Your task is to reproduce, verbatim and without pictures, the lines from the opening of the listing through the line containing "const SMALL = 10;".

* * * *

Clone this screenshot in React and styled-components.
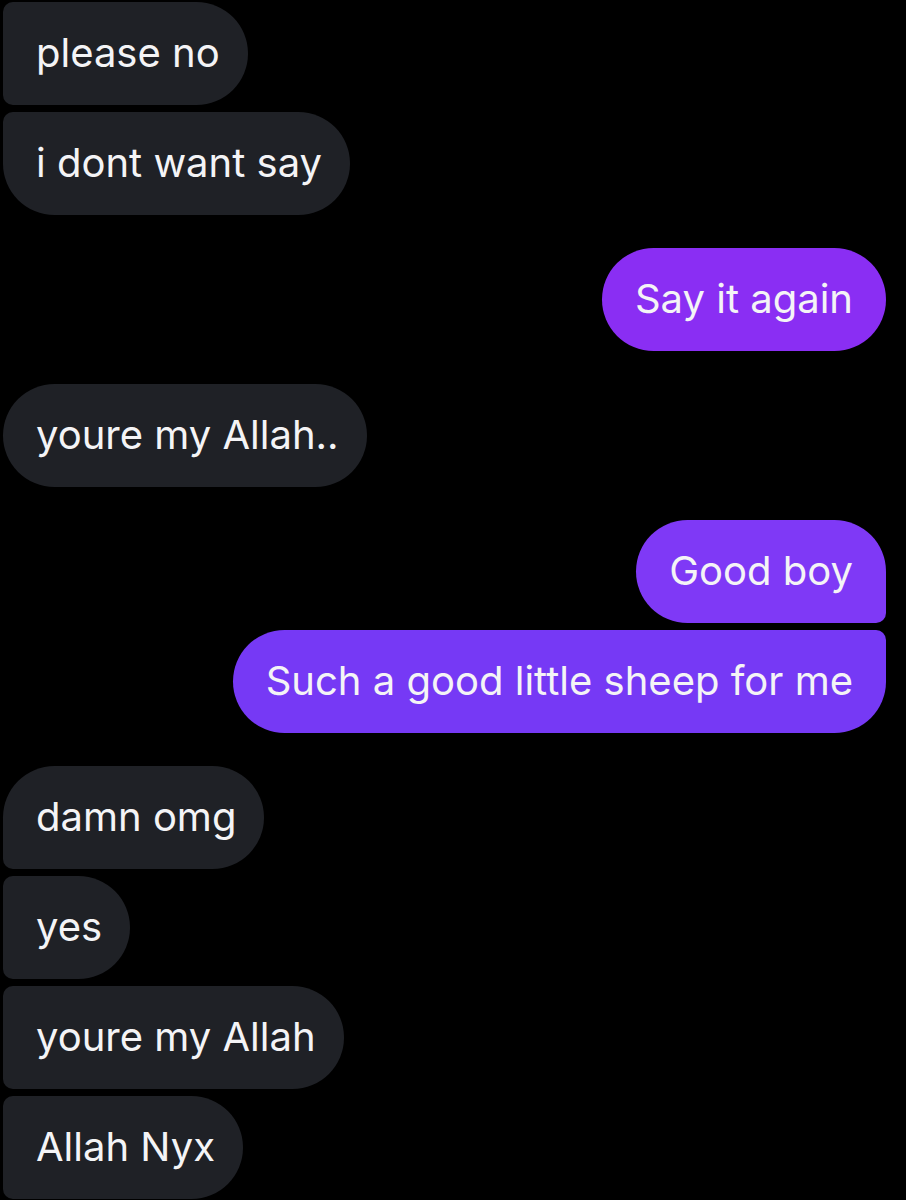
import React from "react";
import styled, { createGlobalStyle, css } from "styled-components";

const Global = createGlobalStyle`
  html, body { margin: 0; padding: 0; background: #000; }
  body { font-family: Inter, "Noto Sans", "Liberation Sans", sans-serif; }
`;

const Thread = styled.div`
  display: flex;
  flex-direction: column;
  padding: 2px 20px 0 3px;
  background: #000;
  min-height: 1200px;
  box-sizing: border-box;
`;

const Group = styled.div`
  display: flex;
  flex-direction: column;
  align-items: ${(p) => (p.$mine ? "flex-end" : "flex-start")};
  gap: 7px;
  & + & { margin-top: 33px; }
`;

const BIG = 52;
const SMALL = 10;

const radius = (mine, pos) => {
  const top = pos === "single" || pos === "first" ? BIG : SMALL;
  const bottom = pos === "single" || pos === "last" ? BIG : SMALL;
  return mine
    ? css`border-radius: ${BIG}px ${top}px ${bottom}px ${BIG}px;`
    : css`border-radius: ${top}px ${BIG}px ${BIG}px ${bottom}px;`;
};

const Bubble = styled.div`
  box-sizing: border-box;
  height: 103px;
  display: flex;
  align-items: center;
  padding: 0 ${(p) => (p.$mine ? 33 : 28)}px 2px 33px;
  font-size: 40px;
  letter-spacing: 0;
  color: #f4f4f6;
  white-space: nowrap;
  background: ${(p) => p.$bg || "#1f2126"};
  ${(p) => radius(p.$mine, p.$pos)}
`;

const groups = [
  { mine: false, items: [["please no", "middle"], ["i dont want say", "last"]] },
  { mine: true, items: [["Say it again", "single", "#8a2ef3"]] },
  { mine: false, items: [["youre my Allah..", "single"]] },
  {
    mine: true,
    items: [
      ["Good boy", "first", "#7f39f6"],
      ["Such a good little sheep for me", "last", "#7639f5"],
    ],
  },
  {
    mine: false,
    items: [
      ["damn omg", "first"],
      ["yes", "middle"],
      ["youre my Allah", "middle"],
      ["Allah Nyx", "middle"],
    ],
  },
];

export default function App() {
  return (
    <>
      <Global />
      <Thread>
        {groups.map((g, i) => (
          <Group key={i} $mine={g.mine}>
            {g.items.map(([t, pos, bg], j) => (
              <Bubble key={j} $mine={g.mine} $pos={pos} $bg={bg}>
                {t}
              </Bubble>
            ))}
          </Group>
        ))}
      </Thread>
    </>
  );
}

* * * *

RESULT FOR THIS EXERCISE>
Clone this screenshot in React and styled-components.
import React from "react";
import styled, { createGlobalStyle, css } from "styled-components";

const Global = createGlobalStyle`
  html, body { margin: 0; padding: 0; background: #000; }
  body { font-family: Inter, "Noto Sans", "Liberation Sans", sans-serif; }
`;

const Thread = styled.div`
  display: flex;
  flex-direction: column;
  padding: 2px 20px 0 3px;
  background: #000;
  min-height: 1200px;
  box-sizing: border-box;
`;

const Group = styled.div`
  display: flex;
  flex-direction: column;
  align-items: ${(p) => (p.$mine ? "flex-end" : "flex-start")};
  gap: 7px;
  & + & { margin-top: 33px; }
`;

const BIG = 52;
const SMALL = 10;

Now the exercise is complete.